╭─ Supplied data
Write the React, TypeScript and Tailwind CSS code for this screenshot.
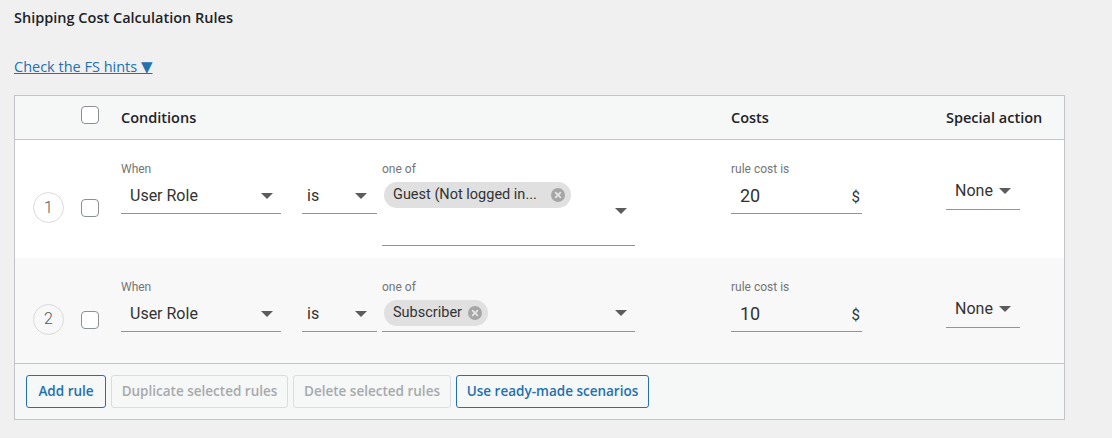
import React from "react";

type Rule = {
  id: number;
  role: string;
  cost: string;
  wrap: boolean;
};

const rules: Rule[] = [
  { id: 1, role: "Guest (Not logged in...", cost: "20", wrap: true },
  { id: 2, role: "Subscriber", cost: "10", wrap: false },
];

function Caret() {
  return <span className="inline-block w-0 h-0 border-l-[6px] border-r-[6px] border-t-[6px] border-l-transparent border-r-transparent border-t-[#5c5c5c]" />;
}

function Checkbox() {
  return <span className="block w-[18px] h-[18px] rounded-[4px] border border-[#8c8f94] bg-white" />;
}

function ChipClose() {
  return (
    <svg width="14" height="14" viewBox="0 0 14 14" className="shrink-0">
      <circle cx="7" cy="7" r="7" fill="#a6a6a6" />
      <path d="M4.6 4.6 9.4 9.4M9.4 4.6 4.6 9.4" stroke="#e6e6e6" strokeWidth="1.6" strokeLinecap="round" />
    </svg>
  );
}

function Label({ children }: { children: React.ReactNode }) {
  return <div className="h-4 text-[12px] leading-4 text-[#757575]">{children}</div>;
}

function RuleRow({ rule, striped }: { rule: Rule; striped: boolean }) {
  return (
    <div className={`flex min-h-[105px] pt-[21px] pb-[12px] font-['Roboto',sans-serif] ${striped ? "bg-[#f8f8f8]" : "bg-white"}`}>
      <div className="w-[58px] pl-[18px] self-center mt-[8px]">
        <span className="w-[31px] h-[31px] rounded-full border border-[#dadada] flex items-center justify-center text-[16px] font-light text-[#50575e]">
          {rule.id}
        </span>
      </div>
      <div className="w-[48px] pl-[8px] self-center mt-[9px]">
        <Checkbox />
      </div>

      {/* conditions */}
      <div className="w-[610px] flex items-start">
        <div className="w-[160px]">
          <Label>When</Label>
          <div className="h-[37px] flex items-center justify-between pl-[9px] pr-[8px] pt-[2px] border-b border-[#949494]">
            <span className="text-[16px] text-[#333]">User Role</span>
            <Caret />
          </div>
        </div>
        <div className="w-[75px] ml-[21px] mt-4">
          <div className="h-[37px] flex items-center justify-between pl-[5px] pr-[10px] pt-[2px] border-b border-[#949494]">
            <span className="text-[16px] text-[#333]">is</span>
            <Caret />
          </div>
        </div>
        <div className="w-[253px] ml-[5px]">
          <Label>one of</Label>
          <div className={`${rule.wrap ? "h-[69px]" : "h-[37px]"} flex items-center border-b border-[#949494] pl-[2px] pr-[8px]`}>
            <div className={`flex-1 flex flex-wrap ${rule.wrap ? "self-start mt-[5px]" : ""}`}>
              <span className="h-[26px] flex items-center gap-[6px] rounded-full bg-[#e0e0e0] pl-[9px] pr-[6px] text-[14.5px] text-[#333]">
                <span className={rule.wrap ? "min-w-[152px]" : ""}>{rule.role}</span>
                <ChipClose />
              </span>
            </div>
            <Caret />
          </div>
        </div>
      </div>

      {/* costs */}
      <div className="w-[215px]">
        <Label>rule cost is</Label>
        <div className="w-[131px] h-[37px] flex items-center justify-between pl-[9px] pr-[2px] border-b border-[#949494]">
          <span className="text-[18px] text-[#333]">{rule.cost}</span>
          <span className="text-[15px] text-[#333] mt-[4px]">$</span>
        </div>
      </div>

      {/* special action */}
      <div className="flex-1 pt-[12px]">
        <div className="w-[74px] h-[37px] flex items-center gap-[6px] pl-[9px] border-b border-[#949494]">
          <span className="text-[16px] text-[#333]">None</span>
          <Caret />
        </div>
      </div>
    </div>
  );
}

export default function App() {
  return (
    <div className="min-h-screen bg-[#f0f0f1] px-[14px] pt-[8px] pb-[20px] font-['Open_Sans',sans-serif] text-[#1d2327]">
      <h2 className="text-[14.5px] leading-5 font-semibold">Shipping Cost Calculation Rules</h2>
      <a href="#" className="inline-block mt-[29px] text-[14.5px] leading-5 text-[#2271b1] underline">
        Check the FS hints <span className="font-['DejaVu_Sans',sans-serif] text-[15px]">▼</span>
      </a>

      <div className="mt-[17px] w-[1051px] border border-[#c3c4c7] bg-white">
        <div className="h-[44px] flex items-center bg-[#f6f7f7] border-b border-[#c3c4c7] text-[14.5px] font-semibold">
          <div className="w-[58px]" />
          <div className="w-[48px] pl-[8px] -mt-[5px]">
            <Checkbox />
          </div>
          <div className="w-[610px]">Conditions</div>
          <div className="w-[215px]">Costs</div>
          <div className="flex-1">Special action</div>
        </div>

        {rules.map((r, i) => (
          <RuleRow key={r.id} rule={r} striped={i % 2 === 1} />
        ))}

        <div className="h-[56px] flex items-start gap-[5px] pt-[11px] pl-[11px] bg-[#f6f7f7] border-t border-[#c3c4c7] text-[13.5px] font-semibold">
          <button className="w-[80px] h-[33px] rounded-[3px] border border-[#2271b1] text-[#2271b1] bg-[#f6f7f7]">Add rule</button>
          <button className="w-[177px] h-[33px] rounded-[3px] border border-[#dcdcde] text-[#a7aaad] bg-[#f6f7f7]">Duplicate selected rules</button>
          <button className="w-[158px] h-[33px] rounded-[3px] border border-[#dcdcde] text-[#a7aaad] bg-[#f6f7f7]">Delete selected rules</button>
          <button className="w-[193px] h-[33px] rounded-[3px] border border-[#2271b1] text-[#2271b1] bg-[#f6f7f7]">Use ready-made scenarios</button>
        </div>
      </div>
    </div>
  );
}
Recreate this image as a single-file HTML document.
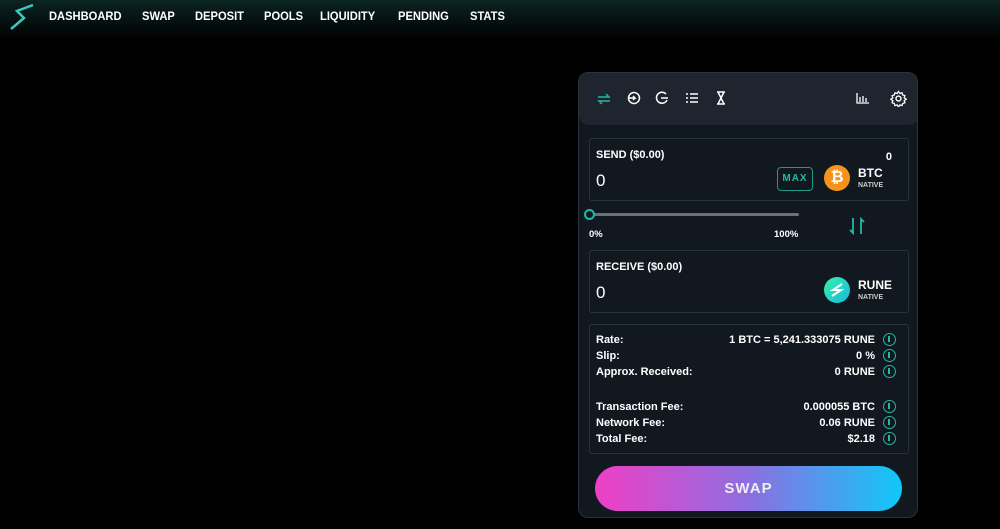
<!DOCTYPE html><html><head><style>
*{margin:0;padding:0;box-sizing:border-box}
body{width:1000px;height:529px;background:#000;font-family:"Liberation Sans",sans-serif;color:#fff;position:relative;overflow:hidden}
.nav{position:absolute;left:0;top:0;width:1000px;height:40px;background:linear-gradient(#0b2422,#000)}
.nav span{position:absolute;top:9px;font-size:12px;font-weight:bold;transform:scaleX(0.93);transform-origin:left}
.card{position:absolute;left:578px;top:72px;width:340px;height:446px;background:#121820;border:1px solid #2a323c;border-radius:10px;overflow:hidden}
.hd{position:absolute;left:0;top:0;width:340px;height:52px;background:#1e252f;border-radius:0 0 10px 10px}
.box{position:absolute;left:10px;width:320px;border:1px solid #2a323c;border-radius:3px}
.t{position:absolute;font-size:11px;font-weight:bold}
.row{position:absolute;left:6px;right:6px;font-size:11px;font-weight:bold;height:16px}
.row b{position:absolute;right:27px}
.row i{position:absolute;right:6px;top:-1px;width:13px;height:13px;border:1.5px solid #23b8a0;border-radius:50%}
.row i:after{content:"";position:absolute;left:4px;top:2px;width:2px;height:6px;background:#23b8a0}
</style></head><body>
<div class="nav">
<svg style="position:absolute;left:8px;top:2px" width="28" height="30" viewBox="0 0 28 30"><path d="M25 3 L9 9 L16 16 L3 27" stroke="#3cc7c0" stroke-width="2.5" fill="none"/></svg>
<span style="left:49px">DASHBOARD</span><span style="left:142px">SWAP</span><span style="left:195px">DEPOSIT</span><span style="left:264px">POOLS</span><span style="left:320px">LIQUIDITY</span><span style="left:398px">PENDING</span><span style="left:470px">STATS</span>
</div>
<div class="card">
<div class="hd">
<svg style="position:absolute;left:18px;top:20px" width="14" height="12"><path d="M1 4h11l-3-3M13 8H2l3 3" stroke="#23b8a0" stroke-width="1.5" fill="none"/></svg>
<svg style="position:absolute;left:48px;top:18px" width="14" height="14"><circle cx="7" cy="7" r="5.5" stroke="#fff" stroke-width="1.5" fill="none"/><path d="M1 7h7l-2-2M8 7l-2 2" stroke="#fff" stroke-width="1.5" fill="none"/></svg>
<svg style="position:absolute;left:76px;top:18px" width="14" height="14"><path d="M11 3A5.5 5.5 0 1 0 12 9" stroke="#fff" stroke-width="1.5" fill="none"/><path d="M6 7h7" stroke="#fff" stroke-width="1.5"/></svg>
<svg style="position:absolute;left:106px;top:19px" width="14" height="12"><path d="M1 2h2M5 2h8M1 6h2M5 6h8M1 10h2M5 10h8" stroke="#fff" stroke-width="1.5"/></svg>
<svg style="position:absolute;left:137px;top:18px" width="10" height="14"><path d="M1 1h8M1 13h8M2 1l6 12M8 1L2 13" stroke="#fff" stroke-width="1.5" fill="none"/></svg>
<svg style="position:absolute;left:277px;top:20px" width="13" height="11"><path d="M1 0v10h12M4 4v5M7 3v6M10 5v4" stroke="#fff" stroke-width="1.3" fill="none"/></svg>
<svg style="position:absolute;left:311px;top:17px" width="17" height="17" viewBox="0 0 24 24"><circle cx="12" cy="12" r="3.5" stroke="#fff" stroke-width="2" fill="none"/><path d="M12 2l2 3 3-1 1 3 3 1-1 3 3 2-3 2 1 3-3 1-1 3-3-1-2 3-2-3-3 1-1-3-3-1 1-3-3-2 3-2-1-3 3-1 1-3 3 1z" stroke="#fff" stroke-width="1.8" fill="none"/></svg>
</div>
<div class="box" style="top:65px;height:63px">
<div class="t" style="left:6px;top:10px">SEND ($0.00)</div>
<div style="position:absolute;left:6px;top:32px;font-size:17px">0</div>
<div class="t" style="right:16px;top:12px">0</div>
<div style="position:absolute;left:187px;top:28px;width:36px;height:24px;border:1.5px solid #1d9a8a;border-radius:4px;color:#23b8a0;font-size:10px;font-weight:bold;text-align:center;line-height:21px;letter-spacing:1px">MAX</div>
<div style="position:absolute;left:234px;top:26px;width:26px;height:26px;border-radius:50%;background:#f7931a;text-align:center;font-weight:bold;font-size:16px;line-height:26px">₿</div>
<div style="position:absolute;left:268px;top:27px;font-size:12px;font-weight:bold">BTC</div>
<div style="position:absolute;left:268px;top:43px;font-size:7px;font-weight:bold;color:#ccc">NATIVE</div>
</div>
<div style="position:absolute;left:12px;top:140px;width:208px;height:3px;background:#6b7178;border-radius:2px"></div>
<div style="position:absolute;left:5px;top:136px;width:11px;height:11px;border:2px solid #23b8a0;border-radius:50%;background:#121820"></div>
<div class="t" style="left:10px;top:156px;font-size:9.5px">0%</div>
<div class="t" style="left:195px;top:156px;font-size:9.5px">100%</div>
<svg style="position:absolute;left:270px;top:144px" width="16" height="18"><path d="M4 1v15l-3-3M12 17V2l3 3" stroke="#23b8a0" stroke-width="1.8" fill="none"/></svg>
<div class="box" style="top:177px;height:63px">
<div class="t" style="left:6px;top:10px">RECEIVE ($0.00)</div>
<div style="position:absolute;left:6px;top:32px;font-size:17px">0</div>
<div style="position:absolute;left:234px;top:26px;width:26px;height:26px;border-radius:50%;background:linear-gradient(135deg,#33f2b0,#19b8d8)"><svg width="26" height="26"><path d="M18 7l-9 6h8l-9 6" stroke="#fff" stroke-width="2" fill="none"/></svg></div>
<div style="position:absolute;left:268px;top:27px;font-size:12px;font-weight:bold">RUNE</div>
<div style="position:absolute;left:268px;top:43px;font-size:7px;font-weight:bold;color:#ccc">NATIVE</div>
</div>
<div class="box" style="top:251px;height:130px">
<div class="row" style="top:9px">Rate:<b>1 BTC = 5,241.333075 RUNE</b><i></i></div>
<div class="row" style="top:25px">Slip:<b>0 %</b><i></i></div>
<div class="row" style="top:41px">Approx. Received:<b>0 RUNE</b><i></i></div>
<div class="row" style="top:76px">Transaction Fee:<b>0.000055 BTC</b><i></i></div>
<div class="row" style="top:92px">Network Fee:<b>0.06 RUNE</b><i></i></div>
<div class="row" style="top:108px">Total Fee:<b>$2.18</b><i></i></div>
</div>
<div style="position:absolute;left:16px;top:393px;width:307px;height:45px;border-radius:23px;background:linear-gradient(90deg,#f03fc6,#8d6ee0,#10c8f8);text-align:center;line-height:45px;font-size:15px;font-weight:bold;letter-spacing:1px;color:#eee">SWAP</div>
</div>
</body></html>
╰─
What to work on: In the records above, find each line that holds the word "React"; copy all such lines.

Problem solution:
Write the React, TypeScript and Tailwind CSS code for this screenshot.
import React from "react";
function Label({ children }: { children: React.ReactNode }) {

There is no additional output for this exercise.